Quando os projetos amadurecem, as incubadoras certificadas pelo modelo CERNE da ANPROTEC entram em cena para apoiar o desenvolvimento de modelos de negócio estruturados. Paralelamente, os Polos EMBRAPII atuam na pesquisa e desenvolvimento aplicado, conectando as instituições com demandas industriais concretas. Por fim, as startups alcançam o estágio de deep tech, quando estão prontas para validação final e escala comercial.
“Os Institutos Federais, aliados ao PROFNIT, podem ser a espinha dorsal das deep techs brasileiras. Eles combinam formação profissional aplicada, laboratórios distribuídos, governança de PI e TT, e vínculos institucionais com empresas e governos. O salto acontece quando o percurso formativo — do técnico à pós-graduação — se integra ao pipeline de maturação tecnológica e às rotas de financiamento”, explicou Andrea.
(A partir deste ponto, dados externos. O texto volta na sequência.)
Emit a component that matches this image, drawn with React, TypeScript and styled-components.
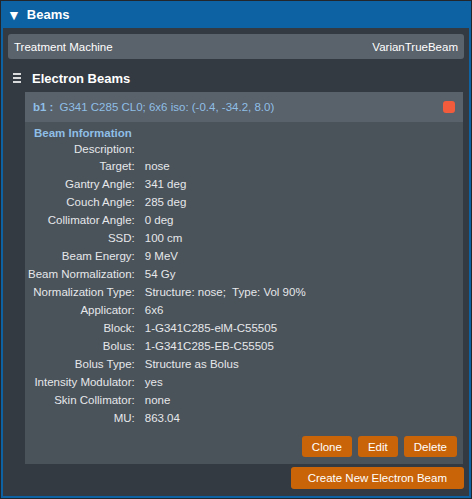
import { FC, Fragment } from 'react';
import styled, { createGlobalStyle } from 'styled-components';

const GlobalStyle = createGlobalStyle`
  body {
    margin: 0;
    background: #23272c;
    font-family: 'Liberation Sans', Arial, sans-serif;
    font-size: 11.5px;
  }
`;

const Panel = styled.div`
  box-sizing: border-box;
  width: 472px;
  height: 499px;
  border: 1px solid #23272c;
  display: flex;
  flex-direction: column;
`;

const PanelHeader = styled.div`
  display: flex;
  align-items: center;
  gap: 6px;
  height: 27px;
  padding-left: 6px;
  background-color: #0d62a3;
  color: #fff;
  font-size: 13px;
  font-weight: bold;
`;

const Caret = styled.span`
  font-size: 14px;
  line-height: 1;
`;

const PanelBody = styled.div`
  flex: 1;
  display: flex;
  flex-direction: column;
  background-color: #343a42;
  border: 2px solid #0d62a3;
  border-top: none;
  padding: 6px 5px 5px 5px;
`;

const MachineRow = styled.div`
  display: flex;
  justify-content: space-between;
  align-items: center;
  height: 25px;
  padding: 0 6px;
  border-radius: 3px;
  background-color: #5a626b;
  color: #fff;
`;

const SectionTitle = styled.div`
  display: flex;
  align-items: center;
  gap: 11px;
  height: 28px;
  padding: 5px 0 0 5px;
  color: #fff;
  font-size: 13px;
  font-weight: bold;
`;

const ListIcon = styled.span`
  display: flex;
  flex-direction: column;
  gap: 2px;
  width: 8px;

  i {
    display: block;
    height: 2px;
    background: #d8dadc;
  }
`;

const BeamCard = styled.div`
  margin-left: 17px;
  margin-right: 1px;
  display: flex;
  flex-direction: column;
`;

const CardHeader = styled.div`
  display: flex;
  align-items: center;
  justify-content: space-between;
  height: 30px;
  padding: 0 8px;
  background-color: #59616a;
  color: #8fbfe6;
`;

const BeamId = styled.span`
  font-weight: bold;
  margin-right: 6px;
`;

const StatusDot = styled.span`
  width: 12px;
  height: 12px;
  border-radius: 3px;
  background-color: #f25c3c;
`;

const CardBody = styled.div`
  background-color: #4a525a;
  padding: 3px 6px 7px 3px;
  display: flex;
  flex-direction: column;
`;

const InfoHeading = styled.div`
  margin-left: 6px;
  line-height: 16px;
  color: #8fbfe6;
  font-weight: bold;
`;

const InfoGrid = styled.div`
  display: grid;
  grid-template-columns: auto 1fr;
  column-gap: 10px;
  color: #e6e8ea;
`;

const Label = styled.div<{ $short?: boolean }>`
  text-align: right;
  line-height: ${(p) => (p.$short ? '16px' : '18px')};
  white-space: nowrap;
`;

const Value = styled.div<{ $short?: boolean }>`
  line-height: ${(p) => (p.$short ? '16px' : '18px')};
  white-space: pre;
`;

const ButtonRow = styled.div`
  display: flex;
  justify-content: flex-end;
  gap: 6px;
  margin-top: 9px;
`;

const ActionButton = styled.button<{ $wide?: boolean }>`
  font-family: inherit;
  font-size: 11.5px;
  color: #fff;
  background-color: #c96409;
  border: none;
  border-radius: 3px;
  height: ${(p) => (p.$wide ? '22px' : '21px')};
  padding: 0 ${(p) => (p.$wide ? '17px' : '10px')};
  cursor: pointer;
`;

const Footer = styled.div`
  display: flex;
  justify-content: flex-end;
  margin-top: 3px;
`;

const beamInfo: [string, string][] = [
  ['Description:', ''],
  ['Target:', 'nose'],
  ['Gantry Angle:', '341 deg'],
  ['Couch Angle:', '285 deg'],
  ['Collimator Angle:', '0 deg'],
  ['SSD:', '100 cm'],
  ['Beam Energy:', '9 MeV'],
  ['Beam Normalization:', '54 Gy'],
  ['Normalization Type:', 'Structure: nose;  Type: Vol 90%'],
  ['Applicator:', '6x6'],
  ['Block:', '1-G341C285-elM-C55505'],
  ['Bolus:', '1-G341C285-EB-C55505'],
  ['Bolus Type:', 'Structure as Bolus'],
  ['Intensity Modulator:', 'yes'],
  ['Skin Collimator:', 'none'],
  ['MU:', '863.04'],
];

const App: FC = () => (
  <>
    <GlobalStyle />
    <Panel>
      <PanelHeader>
        <Caret>▼</Caret>
        Beams
      </PanelHeader>
      <PanelBody>
        <MachineRow>
          <span>Treatment Machine</span>
          <span>VarianTrueBeam</span>
        </MachineRow>
        <SectionTitle>
          <ListIcon>
            <i />
            <i />
            <i />
          </ListIcon>
          Electron Beams
        </SectionTitle>
        <BeamCard>
          <CardHeader>
            <span>
              <BeamId>b1 :</BeamId>
              G341 C285 CL0; 6x6 iso: (-0.4, -34.2, 8.0)
            </span>
            <StatusDot />
          </CardHeader>
          <CardBody>
            <InfoHeading>Beam Information</InfoHeading>
            <InfoGrid>
              {beamInfo.map(([label, value]) => (
                <Fragment key={label}>
                  <Label $short={!value}>{label}</Label>
                  <Value $short={!value}>{value}</Value>
                </Fragment>
              ))}
            </InfoGrid>
            <ButtonRow>
              <ActionButton>Clone</ActionButton>
              <ActionButton>Edit</ActionButton>
              <ActionButton>Delete</ActionButton>
            </ButtonRow>
          </CardBody>
        </BeamCard>
        <Footer>
          <ActionButton $wide>Create New Electron Beam</ActionButton>
        </Footer>
      </PanelBody>
    </Panel>
  </>
);

export default App;
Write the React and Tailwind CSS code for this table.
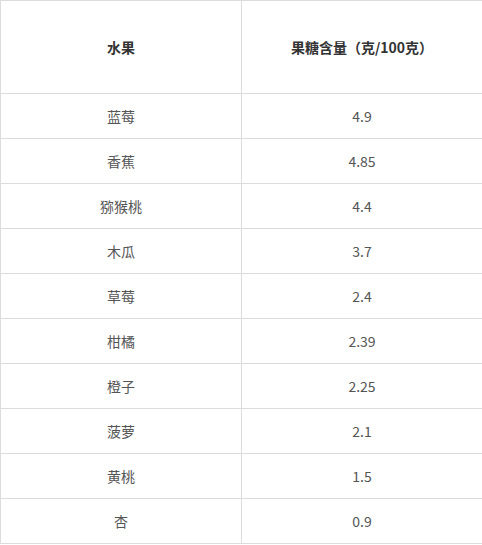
import React from 'react';

const rows = [
  { fruit: '蓝莓', sugar: '4.9' },
  { fruit: '香蕉', sugar: '4.85' },
  { fruit: '猕猴桃', sugar: '4.4' },
  { fruit: '木瓜', sugar: '3.7' },
  { fruit: '草莓', sugar: '2.4' },
  { fruit: '柑橘', sugar: '2.39' },
  { fruit: '橙子', sugar: '2.25' },
  { fruit: '菠萝', sugar: '2.1' },
  { fruit: '黄桃', sugar: '1.5' },
  { fruit: '杏', sugar: '0.9' },
];

const App = () => {
  return (
    <div className="w-[482px] h-[545px] overflow-hidden bg-white font-['Microsoft_YaHei','Noto_Sans_CJK_SC',sans-serif]">
      <table className="w-[483px] border-collapse table-fixed text-[14px]">
        <thead>
          <tr className="h-[93px]">
            <th className="w-[241px] border border-[#dcdcdc] font-bold text-[#333]">水果</th>
            <th className="border border-[#dcdcdc] font-bold text-[#333]">果糖含量（克/100克）</th>
          </tr>
        </thead>
        <tbody>
          {rows.map((row) => (
            <tr key={row.fruit} className="h-[45px]">
              <td className="border border-[#dcdcdc] text-center text-[#555]">{row.fruit}</td>
              <td className="border border-[#dcdcdc] text-center text-[#555]">{row.sugar}</td>
            </tr>
          ))}
        </tbody>
      </table>
    </div>
  );
};

export default App;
Ela também destacou a importância da sinergia entre Institutos Federais, PROFNIT, EMBRAPII e ANPROTEC para criar um ecossistema completo e capilarizado, capaz de fazer com que deep techs nasçam da pesquisa nos IFs, tenham sua propriedade intelectual protegida e valorada, sejam aceleradas por parcerias industriais e escalem com identidade regional, governança sólida e métricas de valor claras.
Um chamado à ação coletiva
Ao encerrar sua apresentação, Andrea Waichman lançou um apelo direto aos diferentes públicos presentes. Para acadêmicos e pesquisadores vinculados aos Institutos Federais e ao PROFNIT, o recado foi claro: é hora de transformar pesquisas em soluções concretas, proteger a propriedade intelectual gerada e assumir o papel de empreendedores. Aos gestores e empresários, pediu uma mudança de olhar — enxergar os Institutos não apenas como fornecedores de mão de obra qualificada, mas como parceiros estratégicos na cocriação de inovação.
Já para os tomadores de decisão, a professora reforçou a necessidade de fortalecer políticas públicas que sustentem estruturas como os Institutos Federais, EMBRAPII, PROFNIT e ANPROTEC, criando condições duradouras para que a ciência se transforme efetivamente em impacto econômico e social.
E concluiu com uma mensagem de otimismo estratégico: “Os Institutos Federais têm rede, técnica e vocação; a rede PROFNIT organiza e acelera a travessia. A base está posta. O motor está ligado. Agora, vamos acelerar.”
Sobre a 35ª Conferência Anprotec
A 35ª Conferência Anprotec acontece de 13 a 16 de outubro de 2025, em Foz do Iguaçu (PR), com o tema “Ecossistemas colaborativos e integrados à inovação global”. O evento é promovido pela Associação Nacional de Entidades Promotoras de Empreendimentos Inovadores (Anprotec), em parceria com o Serviço Brasileiro de Apoio às Micro e Pequenas Empresas (Sebrae), com realização local do Sistema Estadual de Ambientes Promotores de Inovação do Paraná (Separtec), Fundação Araucária, Universidade Estadual do Oeste do Paraná (Unioeste) e Governo do Estado do Paraná.